Jutro w KGHM zbierze się walne zgromadzenie akcjonariuszy. W planach obrad jest między innymi punkt o zmianie składu rady nadzorczej spółki. Według „Gazety Wyborczej” to, kto zostanie wybrany, będzie wyraźną wskazówką, która frakcja Prawa i Sprawiedliwości wygrywa walkę o Polską Miedź. Przygrywką do wszystkiego była afera, jaka wybuchła tydzień temu po publikacji „Gazety Polskiej Codziennie”.
Według „GPC”, gości na babskim combrze zorganizowanym z okazji Dnia Hutnika przez pracownice Huty Miedzi Głogów witała makieta wbitego w ziemię samolotu, a hostessy były przebrane za stewardessy. Umieszczony przy barku napis „Tu polewaj” dolał oliwy do ognia. Za imprezę z „motywem smoleńskim” z funkcji odwołany został dyrektor huty Andrzej Szydło (Szef HM Głogów stracił pracę za imprezę z motywem smoleńskim).
Według „Gazety Wyborczej”, powołującej się na dobrze poinformowane źródło, publikacja tekstu w „GPC” była uderzeniem w prezesa KGHM Radosława Domagalskiego-Łabędzkiego, bo nie jest tajemnicą, że miał on duże plany w stosunku do dyrektora Szydło.
Ponadto afera wybuchła dopiero miesiąc po combrze, który odbył się w maju, a na imprezie bawiła się senator Prawa i Sprawiedliwości Dorota Czudowska, która wówczas nie zauważyła żadnych godnych potępienia przejawów naśmiewania się z katastrofy smoleńskiej: – W czasie, gdy byłam na głównej sali, nie było ani żadnych aluzji, ani drwin z katastrofy smoleńskiej. Gdy wychodziłam, zauważyłam, że przy jednym ze stolików stał rekwizyt – powiedziała „Faktowi”.
A właśnie o ten rekwizyt, czyli makietę samolotu z napisem „Tu polewaj”, rozpętała się cała awantura.

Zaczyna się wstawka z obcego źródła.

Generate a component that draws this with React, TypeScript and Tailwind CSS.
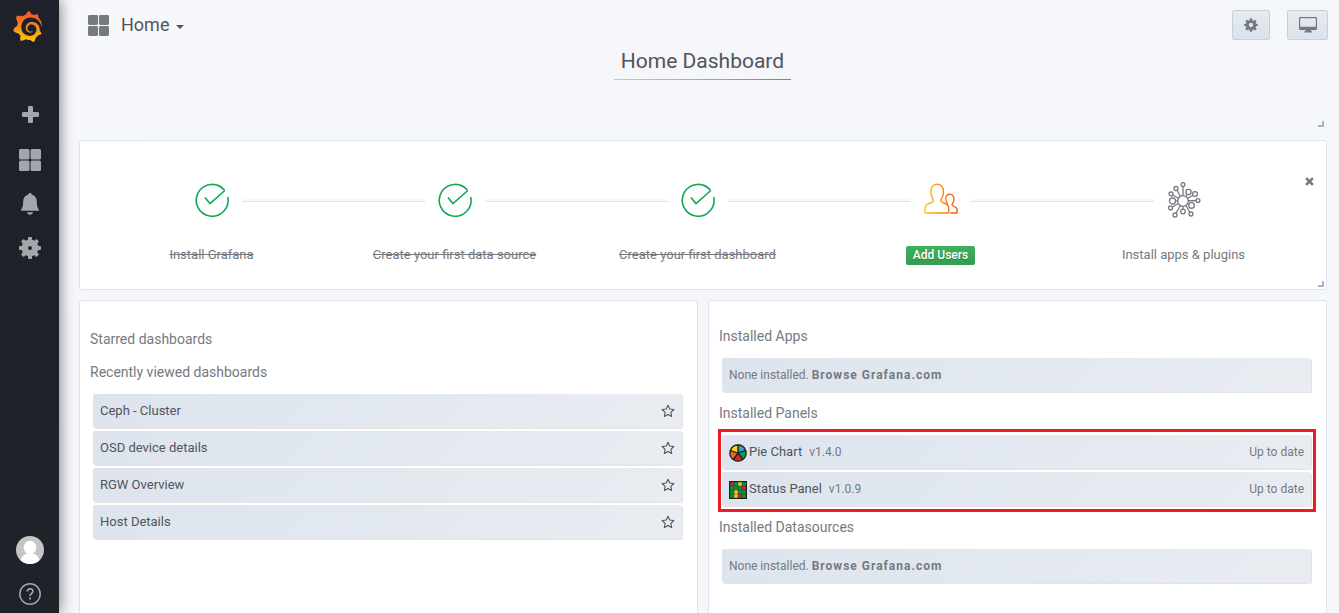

Jednak – jak mówią pracownice huty i co można również przeczytać w komentarzach pod jednym z artykułów na portalu Lubin.pl – motywem przewodnim imprezy nie była katastrofa smoleńska, a lotnictwo.
KGHM uważa sprawę za zamkniętą i nie chce jej więcej komentować.
Według „Gazety Wyborczej”, był to bezpośredni atak na prezesa Polskiej Miedzi. „To odpowiedź na jego ostatnie ruchy kadrowe. Domagalski-Łabędzki w zarządach i radach nadzorczych spółek kombinatu rozpoczął zastępowanie polityków PiS fachowcami z rynku. Poza tym to część większej rozgrywki między frakcjami w PiS o kontrolę nad jedną z najważniejszych polskich firm” – czytamy w „GW”.
Z artykułu można się dowiedzieć, że kontrolę nad spółką chcą przejąć politycy skupieni wokół premier Beaty Szydło, wśród których jest m.in. Elżbieta Witek, posłanka PiS z Jawora. Obecny szef KGHM Domagalski-Łabędzki kojarzony jest z wicepremierem Mateuszem Morawieckim.
Wskazówką do tego, kto przeważy, mają być decyzje podjęte podczas jutrzejszego walnego zgromadzenia akcjonariuszy miedziowej spółki.